Now you know and, yes, there is still time to prepare but (sob) there's nothing new in the article.

Ed:  maybe they could share that Chianti with Hawking?

Roger that.  Sounds like the win.


For the Most Exceptionally Obvious Observation of the Day, we have this delight.  (RT:  ‘Main US problem in Afghanistan is that people don’t want to accept occupation’)

That comes from an anti-war coalition but, even so, it's been known forever or so and logic doesn't appear to have much to do with the decision to remain.  Nothing has changed in eighteen years and it doesn't show any sign of changing now.


Arkansas has settled on Monsanto's Dicamba for their state executions because this shit kills fucking everything.  (NPR:  Arkansas Tries To Stop An Epidemic Of Herbicide Damage)


For some thrills you probably missed at Yellowstone National Park, Cadillac Man, there's the opportunity to fire a restored Gatling gun.  When I see the glory of Nature, the first thought in my head, believe you me, is how I can fucking kill it at ten rounds per second.  (Billings Gazette:  For many tourists, firing a Gatling gun or machine gun rounds out Yellowstone vacation)

Note:  I seriously doubt whether a Gatling gun could even approach ten rounds per second.


And you can't take the kids to the beach anymore.  (Kids Travel Doc:  Digging in the sand at the beach is no longer fun)

The same file advises kids should never get any Sun on them ... ever.  And insects are really icky.  All of the children should be raised to be monks where they should live on gruel and God's love.

Nun:  not all Orders are like that.  We grow marijuana in ours and it's legal.

What about the boys?

Nun:  send them over and perhaps we can use them as fieldworkers so the ladies can take care of the executive complexities which are beyond them.

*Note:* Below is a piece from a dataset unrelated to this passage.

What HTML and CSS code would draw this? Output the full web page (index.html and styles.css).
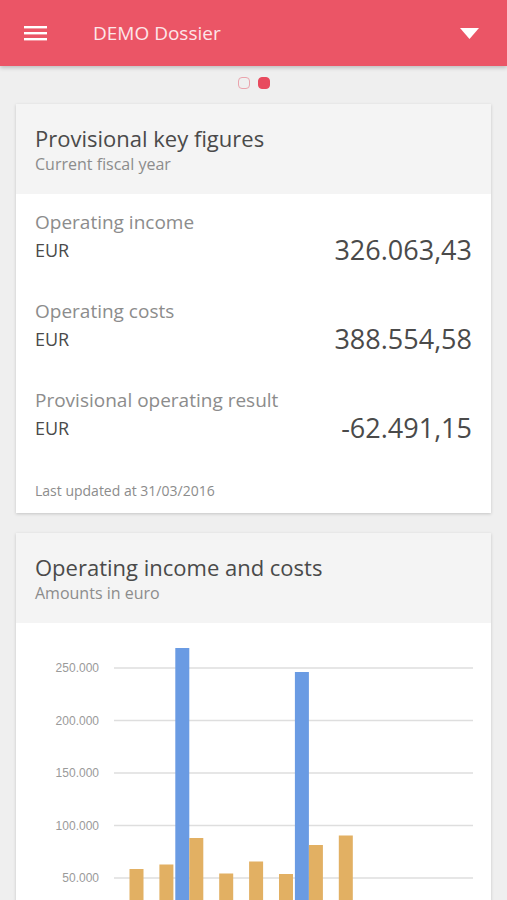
FILE: index.html
```html
<!DOCTYPE html>
<html lang="en">
  <head>
    <meta charset="UTF-8" />
    <meta name="viewport" content="width=device-width, initial-scale=1.0" />
    <title>DEMO Dossier</title>
    <link rel="stylesheet" href="styles.css">
  </head>
  <body>
    <header class="topbar">
      <svg class="menu-icon" width="23" height="16" viewBox="0 0 23 16">
        <rect x="0" y="1" width="23" height="2.4" fill="#fff" />
        <rect x="0" y="7" width="23" height="2.4" fill="#fff" />
        <rect x="0" y="13" width="23" height="2.4" fill="#fff" />
      </svg>
      <span class="topbar-title">DEMO Dossier</span>
      <svg class="dropdown-icon" width="19" height="11" viewBox="0 0 19 11">
        <polygon points="0,0 19,0 9.5,11" fill="#fff" />
      </svg>
    </header>

    <div class="pager">
      <span class="dot"></span>
      <span class="dot active"></span>
    </div>

    <div class="card">
      <div class="card-header">
        <h2>Provisional key figures</h2>
        <p>Current fiscal year</p>
      </div>
      <div class="card-body">
        <div class="figure">
          <div>
            <div class="figure-label">Operating income</div>
            <div class="figure-unit">EUR</div>
          </div>
          <div class="figure-value">326.063,43</div>
        </div>
        <div class="figure">
          <div>
            <div class="figure-label">Operating costs</div>
            <div class="figure-unit">EUR</div>
          </div>
          <div class="figure-value">388.554,58</div>
        </div>
        <div class="figure">
          <div>
            <div class="figure-label">Provisional operating result</div>
            <div class="figure-unit">EUR</div>
          </div>
          <div class="figure-value">-62.491,15</div>
        </div>
        <div class="updated">Last updated at 31/03/2016</div>
      </div>
    </div>

    <div class="card">
      <div class="card-header">
        <h2>Operating income and costs</h2>
        <p>Amounts in euro</p>
      </div>
      <div class="chart">
        <svg width="475" height="300" viewBox="0 0 475 300">
          <g class="grid">
            <line x1="98" y1="45" x2="457" y2="45" />
            <line x1="98" y1="97.5" x2="457" y2="97.5" />
            <line x1="98" y1="150" x2="457" y2="150" />
            <line x1="98" y1="202.5" x2="457" y2="202.5" />
            <line x1="98" y1="255" x2="457" y2="255" />
          </g>
          <g class="axis-labels">
            <text x="83" y="49">250.000</text>
            <text x="83" y="101.5">200.000</text>
            <text x="83" y="154">150.000</text>
            <text x="83" y="206.5">100.000</text>
            <text x="83" y="259">50.000</text>
          </g>
          <g class="bars-income">
            <rect x="159.3" y="25" width="14" height="282.5" />
            <rect x="278.9" y="49" width="14" height="258.5" />
          </g>
          <g class="bars-costs">
            <rect x="113.5" y="246" width="14" height="61.5" />
            <rect x="143.4" y="241.5" width="14" height="66" />
            <rect x="173.3" y="215" width="14" height="92.5" />
            <rect x="203.2" y="250.5" width="14" height="57" />
            <rect x="233.1" y="238.5" width="14" height="69" />
            <rect x="263" y="251" width="14" height="56.5" />
            <rect x="292.9" y="222" width="14" height="85.5" />
            <rect x="322.8" y="212.5" width="14" height="95" />
          </g>
        </svg>
      </div>
    </div>
  </body>
</html>
```

FILE: styles.css
```css
body {
  font-family: "Open Sans", Arial, sans-serif;
  margin: 0;
  padding: 0;
  background-color: #efefef;
  color: #4a4a4a;
}
.topbar {
  height: 66px;
  background-color: #eb5566;
  display: flex;
  align-items: center;
  padding: 0 28px 0 24px;
  box-shadow: 0 2px 4px rgba(0, 0, 0, 0.2);
  position: relative;
}
.menu-icon {
  flex-shrink: 0;
}
.topbar-title {
  flex: 1;
  margin-left: 46px;
  margin-bottom: 1px;
  color: #fde6e9;
  font-size: 19px;
}
.dropdown-icon {
  margin-top: 1px;
}
.pager {
  display: flex;
  justify-content: center;
  gap: 8px;
  padding: 11px 0 15px;
}
.dot {
  width: 12px;
  height: 12px;
  box-sizing: border-box;
  border-radius: 4px;
  border: 1.5px solid #eaa4ad;
}
.dot.active {
  background-color: #e84a5e;
  border-color: #e84a5e;
}
.card {
  margin: 0 16px 20px;
  background: white;
  box-shadow: 0 1px 3px rgba(0, 0, 0, 0.18);
}
.card-header {
  background-color: #f4f4f4;
  padding: 19px 19px 16px;
  height: 90px;
  box-sizing: border-box;
}
.card-header h2 {
  margin: 0;
  font-size: 22px;
  font-weight: normal;
  line-height: 30px;
  color: #4a4a4a;
}
.card-header p {
  margin: 0;
  font-size: 16px;
  line-height: 22px;
  color: #8c8c8c;
}
.card-body {
  padding: 15px 19px 13px;
}
.figure {
  display: flex;
  justify-content: space-between;
  align-items: flex-end;
  margin-bottom: 33px;
}
.figure-label {
  font-size: 19px;
  line-height: 26px;
  color: #8c8c8c;
}
.figure-unit {
  font-size: 18px;
  line-height: 30px;
  color: #4a4a4a;
}
.figure-value {
  font-size: 27px;
  line-height: 31px;
  color: #4a4a4a;
}
.updated {
  margin-top: 38px;
  font-size: 14px;
  color: #8c8c8c;
}
.chart svg {
  display: block;
}
.grid line {
  stroke: #dedede;
  stroke-width: 1.5;
}
.axis-labels text {
  font-family: "Liberation Sans", Arial, sans-serif;
  font-size: 12px;
  fill: #9a9a9a;
  text-anchor: end;
}
.bars-income rect {
  fill: #6a9be3;
}
.bars-costs rect {
  fill: #e2b063;
}
```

It's either that or gruel in the men's seminary?

Nun:  yes

They will be on the next bus.


Ed:  not much in the news?

Nope.  The Daily Mail doesn't even have any good sleaze.  It's just the regular stuff of intimidating women to ensure they're aware they're nothing without great tits and a greater willingness to show them off.  That seems to be the strongest bastion of commonly-available sexist bumfuckery extant.


However, there was some coolness or intrigue depending on your perspective but intrigue is usually coolness anyway so Team Oracle defeated Team Kiwi today in America's Cup racing.  (The Guardian:  Oracle takes first win against Team New Zealand in America's Cup)

Team Kiwi had seemed immune but Team Oracle responded after the one-week layoff with a victory to the probable surprise of all.  We didn't see it but we're guessing Lotho did so there's another guess as to whether the win came from flat-out speed, a mistake in seamanship, or impossible to differentiate.

“Now we’ve got confidence,” the 37-year-old Spithill said. “Everyone on the team has just been going full noise the whole week. We’ve seen these guys (i.e. Team Kiwi) taking days off. That’s good. I love seeing that.